Social engineering and penetration testing

Hackers may be getting more credit for their technical prowess than deserved. For many hackers the true talent can be found in their ability to deceive humans. This isn’t a commendable trait, but it is an effective means of obtaining valuable information.

Some of the most successful hackers are simply in tune with the psychological affect their persuasion has on human beings. Social engineering is the process of utilizing human interaction to obtain critical and sensitive information. The understanding of social and psychological behavior can be used to manipulate people into performing actions or providing information they normally would not.

Occasionally, the success of a social engineering attack makes a technical attack unnecessary. Most often though, hackers use social engineering to enhance their attacks and increase the probability of a successful technical attack.

Social engineering is often used to complement penetration testing.

Successful social engineering methods

There are several methods for coercing people into doing what you want, but the following methods have proven most successful for hackers.

Pretexting

Generally, a series of phone calls will be conducted to solicit sensitive information from seemingly helpful employees. Types of information may include the following:

  • Names of clients, along with personal information such as account numbers, medical diagnosis, etc.
  • Login credentials for clients or internal staff
  • Other sensitive information such as vacation schedules, email addresses, internal procedures, etc.

This information is then utilized to carry out additional social engineering attacks and increase the likelihood of their success.

Email Phishing

Phishing is the process of crafting email that appear to be from a trusted source and invite the recipient to either supply confidential information or click on a malicious link.

These attacks can either target the masses, hoping to entice a small percentage of a large population, or can be targeted to a few individuals in a single organization. These targeted attacks are called Spear Phishing.

Dumpster Diving

Even though most organizations have paper disposal policies and provide shred bins for the destruction of sensitive information, much of the sensitive information in paper form still finds its way into the trash.

If not properly discarded, hackers can discover sensitive information in waste receptacles and dumpsters. Typical information that is searched for include:

  • Printed emails, expense reports, credit card receipts, etc.
  • Network or application diagrams, device inventory with IP addressing, etc.
  • Calendar entries, day planners and conference room schedules
  • Notebooks, binders or other work papers containing sensitive information
  • Handwritten notes, sticky notes, etc.

Facility Access

Physical security is the crux of many information security programs. Many organizations rely on a hard exterior “wall” that protects the internal workings of their business. However, many physical and logical controls are weakened or completely ignored in an attempt to foster an efficient work environment. As technical attacks are becoming less successful, hackers are turning to physical attacks.

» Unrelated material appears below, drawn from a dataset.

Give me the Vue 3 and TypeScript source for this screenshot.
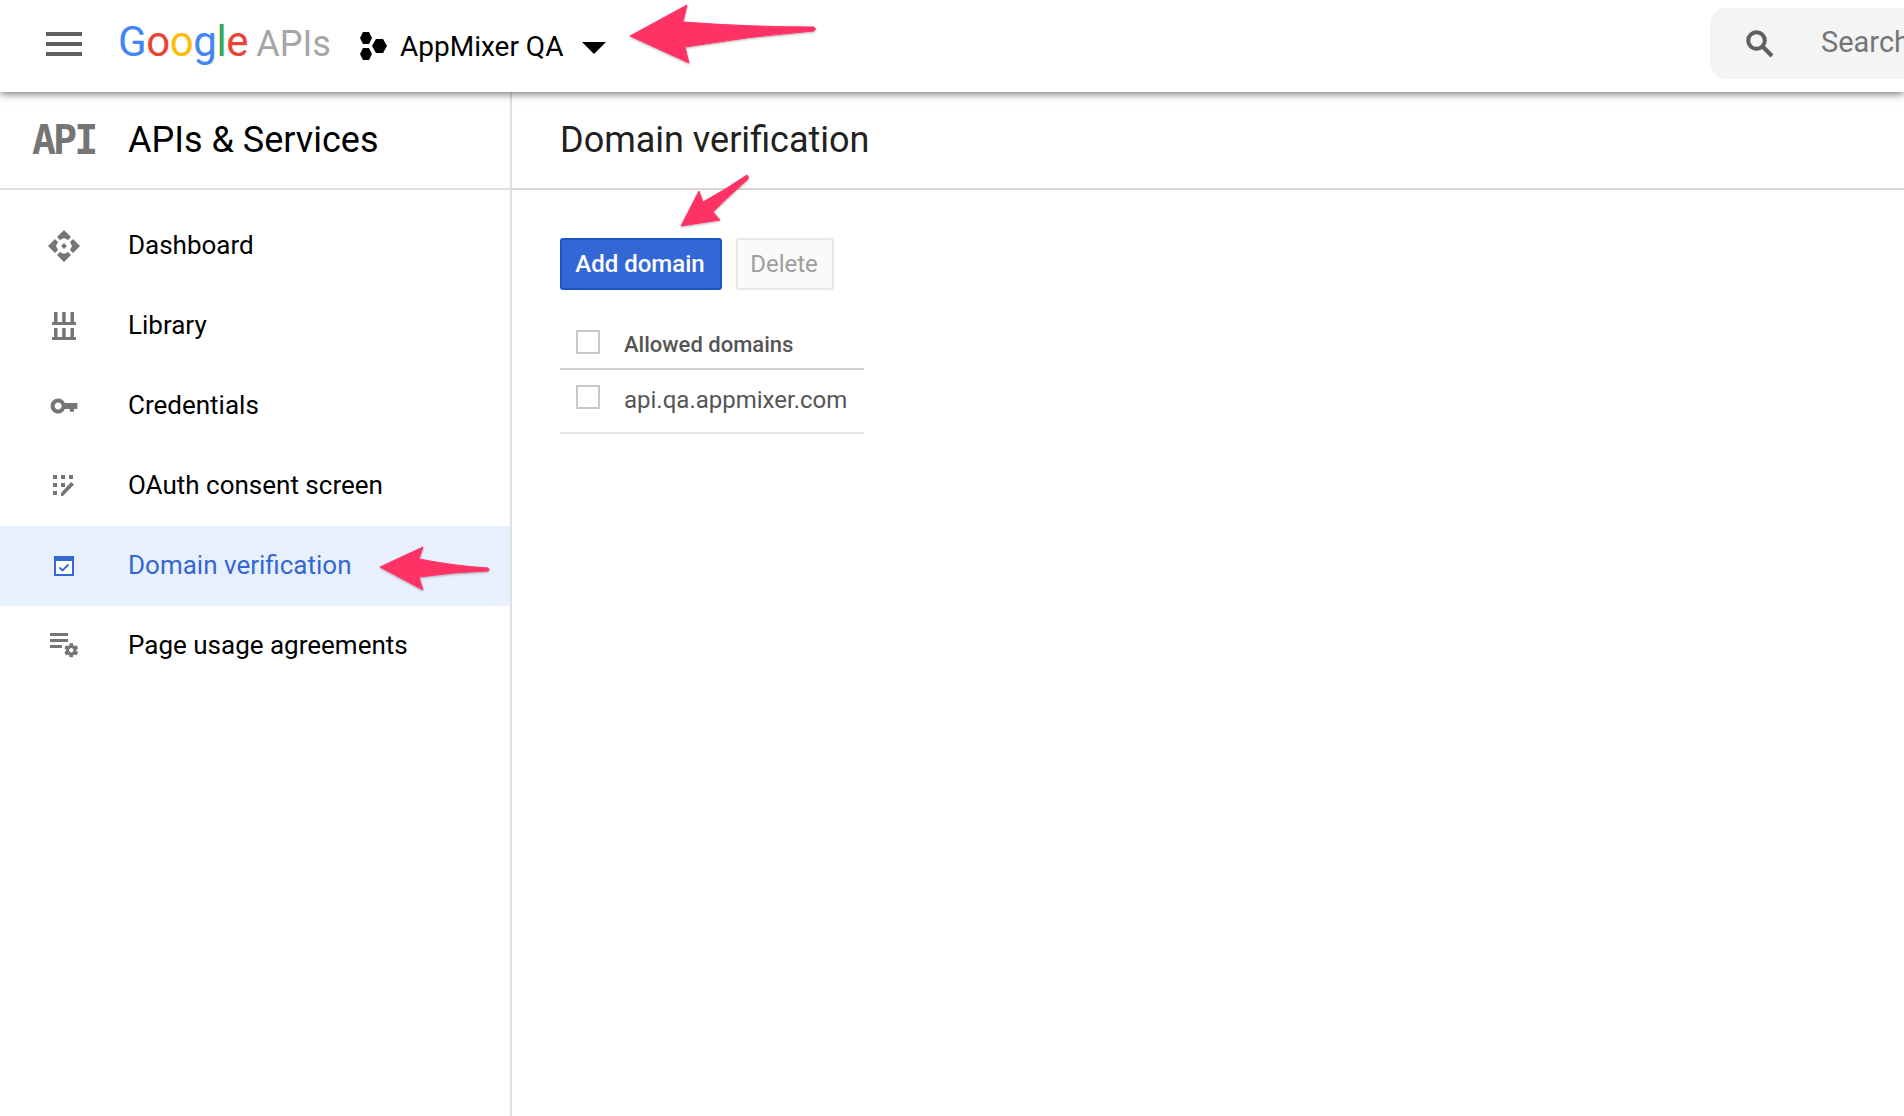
<script setup lang="ts">
interface NavItem { id: string; label: string; active?: boolean }
const nav: NavItem[] = [
  { id: 'dash', label: 'Dashboard' },
  { id: 'lib', label: 'Library' },
  { id: 'key', label: 'Credentials' },
  { id: 'oauth', label: 'OAuth consent screen' },
  { id: 'domain', label: 'Domain verification', active: true },
  { id: 'page', label: 'Page usage agreements' },
]
</script>

<template>
  <div class="page">
    <header class="topbar">
      <svg class="burger" width="36" height="24" viewBox="0 0 36 24"><path d="M0 0h36v4H0zM0 10h36v4H0zM0 20h36v4H0z" fill="#5f5f5f"/></svg>
      <div class="logo"><span class="lb">G</span><span class="lr">o</span><span class="ly">o</span><span class="lb">g</span><span class="lg">l</span><span class="lr">e</span><span class="apis">APIs</span></div>
      <svg class="hex" width="27" height="28" viewBox="0 0 27 28"><path d="M3 0h6l3 6-3 6H3L0 6zM3 16h6l3 6-3 6H3l-3-6zM16 7h7l4 7-4 7h-7l-4-7z" fill="#000"/></svg>
      <span class="project">AppMixer QA</span>
      <svg class="caret" width="24" height="12" viewBox="0 0 24 12"><path d="M0 0h24L12 12z" fill="#000"/></svg>
      <div class="search">
        <svg width="28" height="28" viewBox="0 0 28 28"><circle cx="10.500" cy="10.500" r="8.300" fill="none" stroke="#5f5f5f" stroke-width="4"/><path d="M16 16l10 10" stroke="#5f5f5f" stroke-width="4.200" fill="none"/></svg>
        <span class="search-text">Search</span>
      </div>
    </header>

    <div class="body">
      <aside class="side">
        <div class="side-head">
          <span class="api-mark">API</span>
          <span class="side-title">APIs &amp; Services</span>
        </div>
        <nav class="nav">
          <a v-for="n in nav" :key="n.id" class="nav-item" :class="{ active: n.active }">
            <span class="ico">
              <svg v-if="n.id === 'dash'" width="32" height="32" viewBox="0 0 32 32" fill="#757575"><path d="M16 0l7 7-3 3-4-2-4 2-3-3zM0 16l7-7 3 3-2 4 2 4-3 3zM32 16l-7-7-3 3 2 4-2 4 3 3zM16 32l-7-7 3-3 4 2 4-2 3 3zM16 13l3 3-3 3-3-3z"/></svg>
              <svg v-else-if="n.id === 'lib'" width="24" height="28" viewBox="0 0 24 28" fill="#757575"><path d="M2 0h3.500v10H2zM10.200 0h3.500v10h-3.500zM18.500 0H22v10h-3.500zM0 10h24v3H0zM2 16h3.500v9H2zM10.200 16h3.500v9h-3.500zM18.500 16H22v9h-3.500zM0 25h24v3H0z"/></svg>
              <svg v-else-if="n.id === 'key'" width="28" height="28" viewBox="0 0 24 24" fill="#757575"><path d="M12.650 9.500C11.830 7.170 9.610 5.500 7 5.500c-3.310 0-6.500 2.690-6.500 6.500s3.190 6.500 6.500 6.500c2.610 0 4.830-1.670 5.650-4H17v2.500h3.500v-2.500h3V9.500H12.650zM7 15c-1.650 0-3-1.350-3-3s1.350-3 3-3 3 1.350 3 3-1.350 3-3 3z"/></svg>
              <svg v-else-if="n.id === 'oauth'" width="22" height="22" viewBox="0 0 22 22" fill="#757575"><path d="M0 0h4v4H0zM8 0h4v4H8zM16 0h4v4h-4zM0 8h4v4H0zM8 8h4v4H8zM0 16h4v4H0zM8 18l10-11 3 2.500L10 21H8z"/></svg>
              <svg v-else-if="n.id === 'domain'" width="20" height="20" viewBox="0 0 20 20"><path d="M1 1h18v18H1z" fill="#fff" stroke="#3367d6" stroke-width="2"/><path d="M0 0h20v5H0z" fill="#3367d6"/><path d="M5.500 11.500l3 3 6-6" fill="none" stroke="#3367d6" stroke-width="1.800"/></svg>
              <svg v-else class="page-ico" width="30" height="26" viewBox="0 0 30 26" fill="#757575"><path d="M0 0h18v3H0zM0 6h18v3H0zM0 12h12v3H0z"/><g transform="translate(12.500 8.500) scale(.73)"><path d="M19.140 12.940c.04-.3.060-.61.060-.94 0-.32-.02-.64-.07-.94l2.030-1.580a.49.49 0 0 0 .12-.61l-1.920-3.320a.49.49 0 0 0-.59-.22l-2.390.96c-.5-.38-1.030-.7-1.620-.94l-.36-2.540a.48.48 0 0 0-.48-.41h-3.840c-.24 0-.43.17-.47.41l-.36 2.540c-.59.24-1.130.57-1.620.94l-2.390-.96a.49.49 0 0 0-.59.22L2.740 8.870c-.12.21-.08.47.12.61l2.030 1.580c-.05.3-.09.63-.09.94s.02.64.07.94l-2.030 1.580a.49.49 0 0 0-.12.61l1.920 3.320c.12.22.37.29.59.22l2.390-.96c.5.38 1.030.7 1.620.94l.36 2.540c.05.24.24.41.48.41h3.840c.24 0 .44-.17.47-.41l.36-2.540c.59-.24 1.130-.56 1.620-.94l2.390.96c.22.08.47 0 .59-.22l1.920-3.320c.12-.22.07-.47-.12-.61l-2.010-1.580zM12 15c-1.650 0-3-1.350-3-3s1.350-3 3-3 3 1.350 3 3-1.350 3-3 3z"/></g></svg>
            </span>
            <span class="nav-label">{{ n.label }}</span>
          </a>
        </nav>
      </aside>

      <main class="main">
        <div class="main-head"><h1 class="main-title">Domain verification</h1></div>
        <div class="content">
          <div class="actions">
            <button class="btn primary">Add domain</button>
            <button class="btn disabled">Delete</button>
          </div>
          <div class="tbl">
            <div class="tr th"><span class="cb"></span><span class="cell">Allowed domains</span></div>
            <div class="tr td"><span class="cb"></span><span class="cell">api.qa.appmixer.com</span></div>
          </div>
        </div>
      </main>
    </div>

    <svg class="arrows" width="1904" height="1116" viewBox="0 0 1904 1116">
      <defs>
        <filter id="ash" x="-10%" y="-20%" width="120%" height="140%"><feDropShadow dx="0" dy="1" stdDeviation="1.200" flood-color="#000" flood-opacity=".3"/></filter>
      </defs>
      <g fill="#ff3366" stroke="#ff3366" stroke-width="1" stroke-linejoin="round" filter="url(#ash)">
        <path d="M630 36L687 5L683 22Q750 27 814 27Q817 29 814 31Q750 36 685 47L689 63z"/>
        <path d="M681 226L699 191L703 202Q725 190 747 175Q749 177 748 179Q730 195 713 212L720 220z"/>
        <path d="M380 567L423 547L419 559Q455 566 488 568Q490 570 488 571Q455 572 419 577L423 590z"/>
      </g>
    </svg>
  </div>
</template>

<style>
html, body { margin: 0; background: #fff; overflow: hidden; }
</style>

<style scoped>
.page {
  position: relative;
  width: 1904px;
  height: 1116px;
  overflow: hidden;
  display: flex;
  flex-direction: column;
  font-family: Roboto, "Liberation Sans", sans-serif;
  color: #000;
}
.topbar {
  position: relative;
  z-index: 2;
  flex: 0 0 92px;
  display: flex;
  align-items: center;
  background: #fff;
  box-shadow: 0 2px 8px rgba(0, 0, 0, 0.55);
  padding-left: 46px;
}
.burger { flex: none; margin-top: -4px; }
.logo {
  margin-left: 36px;
  margin-top: -6px;
  font-size: 42px;
  line-height: 48px;
  letter-spacing: -0.4px;
  white-space: nowrap;
  width: 213px;
}
.lb { color: #4285f4; }
.lr { color: #ea4335; }
.ly { color: #fbbc05; }
.lg { color: #34a853; }
.apis { color: #a6a6a6; margin-left: 8px; font-size: 36px; letter-spacing: 0; }
.hex { flex: none; margin-left: 29px; margin-top: -1px; }
.project { margin-left: 13px; font-size: 28px; white-space: nowrap; margin-top: 1px; }
.caret { flex: none; margin-left: 19px; margin-top: 4px; }
.search {
  margin-left: auto;
  flex: 0 0 194px;
  align-self: flex-start;
  margin-top: 8px;
  height: 71px;
  background: #f4f4f4;
  border-radius: 16px 0 0 16px;
  display: flex;
  align-items: center;
  padding-left: 36px;
  box-sizing: border-box;
  overflow: hidden;
  white-space: nowrap;
}
.search svg { flex: none; }
.search-text { margin-left: 47px; font-size: 29px; color: #757575; margin-top: -3px; }
.body { flex: 1; display: flex; min-height: 0; }
.side {
  flex: 0 0 512px;
  box-sizing: border-box;
  border-right: 2px solid #e0e0e0;
}
.side-head {
  height: 98px;
  box-sizing: border-box;
  border-bottom: 2px solid #e0e0e0;
  display: flex;
  align-items: center;
  padding-left: 32px;
}
.api-mark {
  width: 96px;
  font-family: "DejaVu Sans Mono", monospace;
  font-weight: 700;
  font-size: 40px;
  letter-spacing: -3px;
  color: #757575;
}
.side-title { font-size: 36px; }
.nav { padding-top: 16px; }
.nav-item {
  height: 80px;
  display: flex;
  align-items: center;
  font-size: 26px;
}
.nav-label { margin-top: -2px; }
.nav-item.active { background: #e8f0fe; color: #3367d6; }
.ico { flex: 0 0 128px; display: flex; justify-content: center; }
.page-ico { margin-left: 2px; }
.main { flex: 1; min-width: 0; }
.main-head {
  height: 98px;
  box-sizing: border-box;
  border-bottom: 2px solid #d6d6d6;
  display: flex;
  align-items: center;
  padding-left: 48px;
}
.main-title { margin: 0; font-size: 36px; font-weight: 400; color: #212121; }
.content { padding: 48px 0 0 48px; }
.actions { display: flex; gap: 14px; }
.btn {
  height: 52px;
  box-sizing: border-box;
  font-family: inherit;
  font-size: 24px;
  border-radius: 3px;
  padding: 0 2px 0 0;
}
.primary {
  width: 162px;
  color: #fff;
  font-weight: 500;
  background: #3367d6;
  border: 2px solid #1c57c5;
}
.disabled {
  width: 98px;
  color: #9e9e9e;
  background: #fafafa;
  border: 2px solid #e8e8e8;
}
.tbl { width: 304px; margin-top: 28px; font-size: 24px; color: #555; }
.tr { display: flex; align-items: center; }
.th { height: 50px; border-bottom: 2px solid #d0d0d0; font-weight: 500; font-size: 22px; }
.td { height: 62px; border-bottom: 2px solid #e4e4e4; }
.cb {
  flex: none;
  width: 24px;
  height: 24px;
  box-sizing: border-box;
  border: 2px solid #c8c8c8;
  margin: 0 24px 0 16px;
}
.th .cb { margin-top: -2px; }
.th .cell { margin-top: 2px; }
.td .cb { margin-top: -9px; }
.td .cell { margin-top: -3px; }
.arrows { position: absolute; left: 0; top: 0; z-index: 3; pointer-events: none; }
</style>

It is important to understand the risks of unauthorized individuals gaining access to physical workplaces.

Methods used during facility access:

  • Piggy backing: A hacker’s method of entering a facility with a group of employees or maintenance workers
  • Identifying unsecure areas: Hackers search for loading docks, maintenance entrances, designated smoking areas or other locations that may not be well secured.

What should we do about it?

Social engineering attacks are on the rise. Employees are being faced with attacks on a daily basis. By understanding how employees respond to these attacks, organizations are able to develop additional training programs and controls to deal with this ever changing threat.

Awareness and training are key in developing a security culture within an organization. Once training has been performed, social engineering testing may commence. Only then will organizations recognize their employees’ understanding of social engineering threats. Once threats are understood, organizations can begin to improve training programs.